Appropriately for this film’s internationalist ethos, neither male hero has a homeland-appropriate name. Oskar Werner is Jules, a diffident young Austrian living in 1912 Paris: scholar, translator and Francophile. He befriends the rather more worldly Frenchman Jim, the journalist and would-be author played by Henri Serre. They are instantly as thick as thieves, a couple of jaunty swells and elegant flâneurs, devoted to art and avowedly uninterested in money – though each, apparently, has some modest private income. They drink in cafes, discuss poetry, box together at the gym and in a rather desultory way pursue women, including the madcap Thérèse (played by Truffaut stalwart Marie Dubois) who has a party trick of puffing a cigarette from the wrong end like a steam train.

Thérèse, too, turns out to be a journalist, revealing that she has sold a memoir of her amorous adventures to the Sunday Times magazine in Europe – presumably referring to the New York Times, though maybe it’s an anachronistic nod to the British Sunday Times magazine, that had just launched in the same year as the film. Whichever is meant, it’s a startling newspaper appearance in French cinema, to go with the New York Herald Tribune in Breathless and the Daily Telegraph in Monsieur Hulot’s Holiday.
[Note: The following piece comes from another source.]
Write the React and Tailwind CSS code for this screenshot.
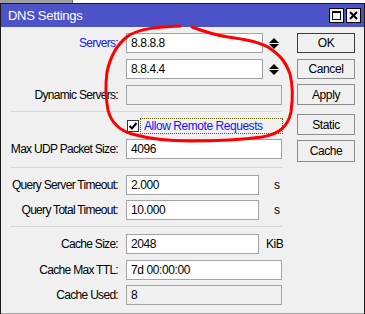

Both men fall for the same bohemian, beautiful force of nature, Catherine (played by Jeanne Moreau) having persuaded themselves that she resembles a beautiful Greek statue that they have seen; like a sculpture, Catherine is revealed to them without a past. She entrances them both with her beauty and wild freedom, and Jim instantly starts writing a roman à clef about the intensity of their three-way romance. When war breaks out, Jules and Jim must fight on opposite sides.

So is Jules et Jim a secret queer love story? Or is their friendship an antiwar fable, Catherine symbolising what they vitally have in common? She is arguably a fatuous male creation, the original manic pixie dream girl, whose function is to showcase the men’s more substantial nobility. Yet perhaps her passion and restless unhappiness point up the essential flimsiness and mediocrity of these men. At any rate, Jim is on the winning side in the war and has the more flourishing career (although his novel doesn’t find a publisher) and there is something very literary about the film, with dialogue line-readings that often sound like the voiceover narration by Michel Subor.

From left: Henri Serre, Jeanne Moreau and Oskar Werner.
Thick as thieves … from left: Henri Serre, Jeanne Moreau and Oskar Werner. Photograph: BFI Distribution

The dangerous quality of Catherine is obvious from the outset. She flings herself in the Seine on a whim while the trio are on a nighttime stroll, just to make them rescue her. And before they go on an impulsive trip to the coast, she empties out a bottle of sulphuric acid she had been meaning to take along in her suitcase (“for the eyes of men who tell lies”). It is a truly strange moment; the writing is on the wall. Moreau’s most remarkable scene comes when she insouciantly sings in front of Jules and Jim a song of her own composition, accompanied on the guitar by another of her lovers: Le Tourbillon de la Vie, or The Whirl of Life. (“She had eyes, eyes like opal / That fascinated me … The oval of her pale face / Of a femme fatale who was fatal to me.”) Moreau sings with a delicate, birdlike, non-fatale chirrup.

And perhaps the film’s meaning resides in that idea of a fatal whirlwind. Before the war, Catherine asks Jim to meet her in a cafe at seven, and doesn’t show up. Later, she explains something about a hairdresser, and reveals she is marrying Jules. If she had made it to their date, and Jim had the courage to get his proposal in first, would things have been different? Happier? Or even more unhappy? Do love and destiny hinge on something as random as a missed date? Catherine is missing from the title but she dominates the movie.

• Jules et Jim is released on 4 February in cinemas.